**PROVIDED DATA**
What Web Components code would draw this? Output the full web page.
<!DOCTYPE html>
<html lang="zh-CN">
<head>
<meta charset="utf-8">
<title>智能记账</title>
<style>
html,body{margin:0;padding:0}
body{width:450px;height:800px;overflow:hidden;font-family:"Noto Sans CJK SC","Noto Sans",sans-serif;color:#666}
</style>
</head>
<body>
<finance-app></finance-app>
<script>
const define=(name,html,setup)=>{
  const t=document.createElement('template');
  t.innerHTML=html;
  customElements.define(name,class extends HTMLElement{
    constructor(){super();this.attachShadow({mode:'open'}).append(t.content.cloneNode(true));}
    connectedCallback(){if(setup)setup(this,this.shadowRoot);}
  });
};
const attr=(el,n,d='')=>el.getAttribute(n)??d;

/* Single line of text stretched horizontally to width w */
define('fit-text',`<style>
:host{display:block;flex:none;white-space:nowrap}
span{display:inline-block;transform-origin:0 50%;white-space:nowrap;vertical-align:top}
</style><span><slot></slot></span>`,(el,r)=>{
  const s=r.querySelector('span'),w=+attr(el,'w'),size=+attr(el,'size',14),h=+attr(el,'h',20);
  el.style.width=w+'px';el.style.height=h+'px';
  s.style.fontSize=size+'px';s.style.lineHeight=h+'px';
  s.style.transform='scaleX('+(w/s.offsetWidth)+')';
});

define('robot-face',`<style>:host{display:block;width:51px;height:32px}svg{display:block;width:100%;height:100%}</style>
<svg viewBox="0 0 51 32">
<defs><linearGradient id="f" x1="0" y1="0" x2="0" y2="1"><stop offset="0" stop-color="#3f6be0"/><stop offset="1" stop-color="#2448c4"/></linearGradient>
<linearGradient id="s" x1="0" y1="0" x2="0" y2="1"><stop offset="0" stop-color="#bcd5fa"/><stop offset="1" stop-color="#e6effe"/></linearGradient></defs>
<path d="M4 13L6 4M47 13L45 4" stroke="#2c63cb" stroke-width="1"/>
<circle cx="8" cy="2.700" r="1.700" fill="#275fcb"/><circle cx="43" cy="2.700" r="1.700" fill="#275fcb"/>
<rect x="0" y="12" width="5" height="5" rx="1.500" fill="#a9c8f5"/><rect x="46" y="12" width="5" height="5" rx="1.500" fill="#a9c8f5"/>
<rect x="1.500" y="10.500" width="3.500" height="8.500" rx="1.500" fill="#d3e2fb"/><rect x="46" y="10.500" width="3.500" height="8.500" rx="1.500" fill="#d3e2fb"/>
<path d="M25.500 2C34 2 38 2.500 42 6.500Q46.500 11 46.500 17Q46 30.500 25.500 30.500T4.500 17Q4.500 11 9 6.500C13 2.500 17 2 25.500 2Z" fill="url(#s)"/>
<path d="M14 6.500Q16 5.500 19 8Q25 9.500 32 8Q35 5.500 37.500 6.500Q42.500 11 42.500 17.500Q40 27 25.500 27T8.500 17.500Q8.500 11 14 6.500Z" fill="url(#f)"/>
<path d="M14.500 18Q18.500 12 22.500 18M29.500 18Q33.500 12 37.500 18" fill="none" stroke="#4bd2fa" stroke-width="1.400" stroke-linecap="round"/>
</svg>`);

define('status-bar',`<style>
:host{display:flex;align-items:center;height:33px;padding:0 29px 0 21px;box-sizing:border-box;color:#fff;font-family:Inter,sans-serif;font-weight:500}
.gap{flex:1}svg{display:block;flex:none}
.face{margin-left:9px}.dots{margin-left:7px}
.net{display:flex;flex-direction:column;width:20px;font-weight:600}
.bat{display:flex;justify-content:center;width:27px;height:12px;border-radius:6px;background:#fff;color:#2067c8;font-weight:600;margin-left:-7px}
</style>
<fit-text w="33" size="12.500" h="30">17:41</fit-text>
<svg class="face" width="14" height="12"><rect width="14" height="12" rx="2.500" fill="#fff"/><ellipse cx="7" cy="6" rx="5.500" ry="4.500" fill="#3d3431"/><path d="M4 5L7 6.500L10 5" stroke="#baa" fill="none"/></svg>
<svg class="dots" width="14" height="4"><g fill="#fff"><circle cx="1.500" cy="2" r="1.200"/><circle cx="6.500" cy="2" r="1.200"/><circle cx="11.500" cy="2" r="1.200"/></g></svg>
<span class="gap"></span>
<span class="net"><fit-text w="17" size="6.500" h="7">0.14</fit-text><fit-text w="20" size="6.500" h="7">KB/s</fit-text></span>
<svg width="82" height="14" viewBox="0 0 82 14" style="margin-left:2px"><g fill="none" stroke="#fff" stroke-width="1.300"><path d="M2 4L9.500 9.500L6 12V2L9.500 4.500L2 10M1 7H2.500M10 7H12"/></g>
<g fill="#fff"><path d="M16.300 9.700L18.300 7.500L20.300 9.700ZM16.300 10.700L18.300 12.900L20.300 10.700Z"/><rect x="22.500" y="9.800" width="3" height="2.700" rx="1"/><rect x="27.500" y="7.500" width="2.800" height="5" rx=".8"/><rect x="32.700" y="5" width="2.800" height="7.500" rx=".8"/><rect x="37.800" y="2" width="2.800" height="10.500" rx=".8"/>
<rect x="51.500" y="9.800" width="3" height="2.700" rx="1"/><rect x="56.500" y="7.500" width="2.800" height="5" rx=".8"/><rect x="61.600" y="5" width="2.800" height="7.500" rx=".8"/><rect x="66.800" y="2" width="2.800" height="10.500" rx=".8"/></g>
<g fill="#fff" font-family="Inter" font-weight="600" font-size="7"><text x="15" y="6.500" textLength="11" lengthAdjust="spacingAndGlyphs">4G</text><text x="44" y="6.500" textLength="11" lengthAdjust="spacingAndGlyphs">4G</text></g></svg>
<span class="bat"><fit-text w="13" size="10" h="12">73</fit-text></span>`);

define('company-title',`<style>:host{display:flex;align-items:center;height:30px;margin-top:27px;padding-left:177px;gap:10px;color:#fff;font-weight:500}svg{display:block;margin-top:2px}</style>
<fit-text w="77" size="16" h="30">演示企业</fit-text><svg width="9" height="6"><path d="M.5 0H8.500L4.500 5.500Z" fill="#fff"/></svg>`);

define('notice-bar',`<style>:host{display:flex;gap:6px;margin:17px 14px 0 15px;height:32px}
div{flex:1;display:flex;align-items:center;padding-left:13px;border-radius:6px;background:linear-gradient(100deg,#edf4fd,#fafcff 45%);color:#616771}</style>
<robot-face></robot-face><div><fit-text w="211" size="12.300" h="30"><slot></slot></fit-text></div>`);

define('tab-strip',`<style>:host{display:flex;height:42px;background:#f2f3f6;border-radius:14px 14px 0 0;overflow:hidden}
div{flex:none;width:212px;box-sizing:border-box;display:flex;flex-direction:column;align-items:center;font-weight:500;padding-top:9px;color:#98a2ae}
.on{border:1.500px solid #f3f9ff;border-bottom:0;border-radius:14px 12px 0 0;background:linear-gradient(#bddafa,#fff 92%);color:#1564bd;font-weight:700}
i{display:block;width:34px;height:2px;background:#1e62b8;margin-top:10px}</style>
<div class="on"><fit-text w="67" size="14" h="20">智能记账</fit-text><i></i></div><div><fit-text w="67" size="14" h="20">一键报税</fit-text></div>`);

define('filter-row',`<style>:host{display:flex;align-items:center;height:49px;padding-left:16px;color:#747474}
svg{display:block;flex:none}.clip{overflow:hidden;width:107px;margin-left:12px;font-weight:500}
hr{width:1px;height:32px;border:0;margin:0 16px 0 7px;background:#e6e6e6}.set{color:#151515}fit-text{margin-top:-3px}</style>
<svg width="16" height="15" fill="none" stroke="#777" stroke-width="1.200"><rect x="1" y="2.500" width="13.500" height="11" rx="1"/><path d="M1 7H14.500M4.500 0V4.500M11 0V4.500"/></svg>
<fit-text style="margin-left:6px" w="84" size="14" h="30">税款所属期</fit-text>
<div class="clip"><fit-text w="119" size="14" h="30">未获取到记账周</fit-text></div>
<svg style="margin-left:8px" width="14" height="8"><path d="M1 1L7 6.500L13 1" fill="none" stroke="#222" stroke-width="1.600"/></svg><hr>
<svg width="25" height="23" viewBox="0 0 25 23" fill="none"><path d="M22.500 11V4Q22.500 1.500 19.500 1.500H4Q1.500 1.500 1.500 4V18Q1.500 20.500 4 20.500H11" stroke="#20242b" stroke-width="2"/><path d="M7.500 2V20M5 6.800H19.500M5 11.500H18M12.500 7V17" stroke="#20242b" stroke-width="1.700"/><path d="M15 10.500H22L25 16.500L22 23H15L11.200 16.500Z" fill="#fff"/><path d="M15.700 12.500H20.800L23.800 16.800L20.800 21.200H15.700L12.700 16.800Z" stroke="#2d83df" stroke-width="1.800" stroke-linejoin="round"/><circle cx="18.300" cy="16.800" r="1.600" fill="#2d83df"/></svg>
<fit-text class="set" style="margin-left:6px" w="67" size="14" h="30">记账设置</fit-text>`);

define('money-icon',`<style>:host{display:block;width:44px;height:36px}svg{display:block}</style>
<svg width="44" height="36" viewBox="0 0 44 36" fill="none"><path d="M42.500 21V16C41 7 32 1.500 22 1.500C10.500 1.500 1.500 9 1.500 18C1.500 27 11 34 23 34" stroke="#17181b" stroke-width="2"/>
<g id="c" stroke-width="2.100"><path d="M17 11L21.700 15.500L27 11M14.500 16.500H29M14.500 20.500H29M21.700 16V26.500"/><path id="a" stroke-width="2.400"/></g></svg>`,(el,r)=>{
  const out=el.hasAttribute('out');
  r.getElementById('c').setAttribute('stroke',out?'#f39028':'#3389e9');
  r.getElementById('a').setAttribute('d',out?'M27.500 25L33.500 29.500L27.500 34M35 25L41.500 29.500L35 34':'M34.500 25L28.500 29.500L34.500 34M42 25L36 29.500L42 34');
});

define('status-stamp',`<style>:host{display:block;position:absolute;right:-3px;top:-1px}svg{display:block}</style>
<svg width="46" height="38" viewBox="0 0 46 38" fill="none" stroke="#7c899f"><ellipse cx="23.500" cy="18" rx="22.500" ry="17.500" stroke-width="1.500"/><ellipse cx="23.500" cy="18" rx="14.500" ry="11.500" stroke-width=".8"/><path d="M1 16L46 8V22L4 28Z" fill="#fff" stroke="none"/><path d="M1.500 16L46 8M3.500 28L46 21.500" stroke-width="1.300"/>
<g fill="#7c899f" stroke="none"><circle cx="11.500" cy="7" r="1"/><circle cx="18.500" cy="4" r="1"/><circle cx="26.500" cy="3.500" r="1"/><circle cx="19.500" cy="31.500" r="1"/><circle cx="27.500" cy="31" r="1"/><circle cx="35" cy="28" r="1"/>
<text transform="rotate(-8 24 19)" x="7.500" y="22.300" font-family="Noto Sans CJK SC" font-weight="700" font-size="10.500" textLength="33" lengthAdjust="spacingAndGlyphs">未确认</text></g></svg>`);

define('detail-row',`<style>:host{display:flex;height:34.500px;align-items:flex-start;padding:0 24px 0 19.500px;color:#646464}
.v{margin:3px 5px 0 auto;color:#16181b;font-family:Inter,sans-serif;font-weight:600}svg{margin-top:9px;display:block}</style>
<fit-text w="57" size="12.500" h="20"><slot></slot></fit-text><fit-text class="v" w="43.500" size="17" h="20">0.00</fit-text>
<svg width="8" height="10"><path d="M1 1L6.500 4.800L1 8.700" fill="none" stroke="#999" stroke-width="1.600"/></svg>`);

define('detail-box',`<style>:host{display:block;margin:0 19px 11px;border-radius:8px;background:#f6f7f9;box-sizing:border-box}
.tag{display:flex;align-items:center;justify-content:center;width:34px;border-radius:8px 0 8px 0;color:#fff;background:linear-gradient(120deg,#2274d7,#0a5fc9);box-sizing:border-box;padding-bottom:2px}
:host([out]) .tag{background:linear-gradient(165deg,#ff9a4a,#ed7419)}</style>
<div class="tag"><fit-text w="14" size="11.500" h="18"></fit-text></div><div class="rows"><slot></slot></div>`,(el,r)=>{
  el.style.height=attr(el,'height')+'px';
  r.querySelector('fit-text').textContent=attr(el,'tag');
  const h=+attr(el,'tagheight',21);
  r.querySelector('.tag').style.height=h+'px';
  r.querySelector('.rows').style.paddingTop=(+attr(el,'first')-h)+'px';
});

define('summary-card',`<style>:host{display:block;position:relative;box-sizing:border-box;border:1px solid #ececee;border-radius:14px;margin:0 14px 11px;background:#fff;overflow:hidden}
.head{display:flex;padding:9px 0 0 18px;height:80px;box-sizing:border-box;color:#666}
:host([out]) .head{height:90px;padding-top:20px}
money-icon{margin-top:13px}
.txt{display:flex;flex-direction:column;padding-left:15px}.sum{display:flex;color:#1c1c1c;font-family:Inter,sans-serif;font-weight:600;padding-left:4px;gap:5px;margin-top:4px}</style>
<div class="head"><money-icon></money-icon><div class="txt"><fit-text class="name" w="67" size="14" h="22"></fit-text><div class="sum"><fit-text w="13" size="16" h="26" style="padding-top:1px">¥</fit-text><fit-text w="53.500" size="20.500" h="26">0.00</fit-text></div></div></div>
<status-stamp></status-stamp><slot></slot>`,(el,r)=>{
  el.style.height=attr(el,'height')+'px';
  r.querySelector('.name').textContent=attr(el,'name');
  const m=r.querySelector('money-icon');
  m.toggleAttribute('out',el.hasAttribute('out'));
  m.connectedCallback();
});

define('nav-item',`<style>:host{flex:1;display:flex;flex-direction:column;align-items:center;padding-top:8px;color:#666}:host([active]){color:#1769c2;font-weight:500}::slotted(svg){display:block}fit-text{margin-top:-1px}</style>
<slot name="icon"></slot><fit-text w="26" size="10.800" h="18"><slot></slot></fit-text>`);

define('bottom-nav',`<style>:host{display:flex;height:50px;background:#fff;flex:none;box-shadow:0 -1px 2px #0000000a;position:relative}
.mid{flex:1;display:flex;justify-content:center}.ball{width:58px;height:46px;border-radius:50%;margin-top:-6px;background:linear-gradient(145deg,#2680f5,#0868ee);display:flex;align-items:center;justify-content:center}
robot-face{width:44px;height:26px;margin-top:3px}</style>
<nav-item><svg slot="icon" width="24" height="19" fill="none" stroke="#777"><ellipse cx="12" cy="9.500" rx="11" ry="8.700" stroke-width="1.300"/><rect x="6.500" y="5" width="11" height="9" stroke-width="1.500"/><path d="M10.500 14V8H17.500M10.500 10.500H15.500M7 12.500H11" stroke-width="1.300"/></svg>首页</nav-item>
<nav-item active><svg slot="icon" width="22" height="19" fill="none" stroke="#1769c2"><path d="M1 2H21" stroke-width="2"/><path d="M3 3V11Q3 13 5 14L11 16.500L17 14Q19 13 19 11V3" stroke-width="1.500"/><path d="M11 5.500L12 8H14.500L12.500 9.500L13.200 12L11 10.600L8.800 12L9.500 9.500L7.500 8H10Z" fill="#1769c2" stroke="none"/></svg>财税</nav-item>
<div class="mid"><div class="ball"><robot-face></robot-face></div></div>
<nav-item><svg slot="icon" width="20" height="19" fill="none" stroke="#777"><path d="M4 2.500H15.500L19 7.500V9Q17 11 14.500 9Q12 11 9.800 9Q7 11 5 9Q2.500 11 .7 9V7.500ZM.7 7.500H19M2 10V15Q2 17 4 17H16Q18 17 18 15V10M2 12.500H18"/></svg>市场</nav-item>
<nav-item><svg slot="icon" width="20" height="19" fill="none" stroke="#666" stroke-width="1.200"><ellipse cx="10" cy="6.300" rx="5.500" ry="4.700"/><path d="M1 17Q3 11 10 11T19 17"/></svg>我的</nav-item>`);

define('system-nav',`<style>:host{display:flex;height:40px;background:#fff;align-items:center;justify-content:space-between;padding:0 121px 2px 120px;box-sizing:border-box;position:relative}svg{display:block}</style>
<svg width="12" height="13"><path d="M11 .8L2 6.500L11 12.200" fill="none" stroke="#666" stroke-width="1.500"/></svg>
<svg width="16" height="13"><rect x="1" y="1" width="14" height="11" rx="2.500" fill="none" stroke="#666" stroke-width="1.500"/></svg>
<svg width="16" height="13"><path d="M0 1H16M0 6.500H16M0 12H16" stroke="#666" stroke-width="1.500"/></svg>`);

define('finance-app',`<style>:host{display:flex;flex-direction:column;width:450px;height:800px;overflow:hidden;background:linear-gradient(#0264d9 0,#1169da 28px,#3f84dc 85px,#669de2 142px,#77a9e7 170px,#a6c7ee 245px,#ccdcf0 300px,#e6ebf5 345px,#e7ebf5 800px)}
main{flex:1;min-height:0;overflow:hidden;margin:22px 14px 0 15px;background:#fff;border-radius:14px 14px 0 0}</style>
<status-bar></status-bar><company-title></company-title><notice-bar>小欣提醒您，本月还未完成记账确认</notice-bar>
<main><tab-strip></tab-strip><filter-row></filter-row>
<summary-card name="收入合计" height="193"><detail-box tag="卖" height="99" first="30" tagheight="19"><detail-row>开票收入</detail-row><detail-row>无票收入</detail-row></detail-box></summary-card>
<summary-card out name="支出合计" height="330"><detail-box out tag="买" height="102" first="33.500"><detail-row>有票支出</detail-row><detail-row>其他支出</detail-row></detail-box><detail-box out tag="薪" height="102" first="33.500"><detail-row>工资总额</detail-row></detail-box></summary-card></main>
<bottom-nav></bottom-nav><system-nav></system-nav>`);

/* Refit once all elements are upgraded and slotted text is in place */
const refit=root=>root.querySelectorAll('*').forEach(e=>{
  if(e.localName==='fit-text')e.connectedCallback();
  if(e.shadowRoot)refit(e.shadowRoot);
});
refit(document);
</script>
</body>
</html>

**STATED EXERCISE**
Please reproduce exactly the lines above, beginning with the first and ending with the line that contains "const attr=(el,n,d='')=>el.getAttribute(n)??d;", and include nothing outside that range.

**SOLUTION**
What Web Components code would draw this? Output the full web page.
<!DOCTYPE html>
<html lang="zh-CN">
<head>
<meta charset="utf-8">
<title>智能记账</title>
<style>
html,body{margin:0;padding:0}
body{width:450px;height:800px;overflow:hidden;font-family:"Noto Sans CJK SC","Noto Sans",sans-serif;color:#666}
</style>
</head>
<body>
<finance-app></finance-app>
<script>
const define=(name,html,setup)=>{
  const t=document.createElement('template');
  t.innerHTML=html;
  customElements.define(name,class extends HTMLElement{
    constructor(){super();this.attachShadow({mode:'open'}).append(t.content.cloneNode(true));}
    connectedCallback(){if(setup)setup(this,this.shadowRoot);}
  });
};
const attr=(el,n,d='')=>el.getAttribute(n)??d;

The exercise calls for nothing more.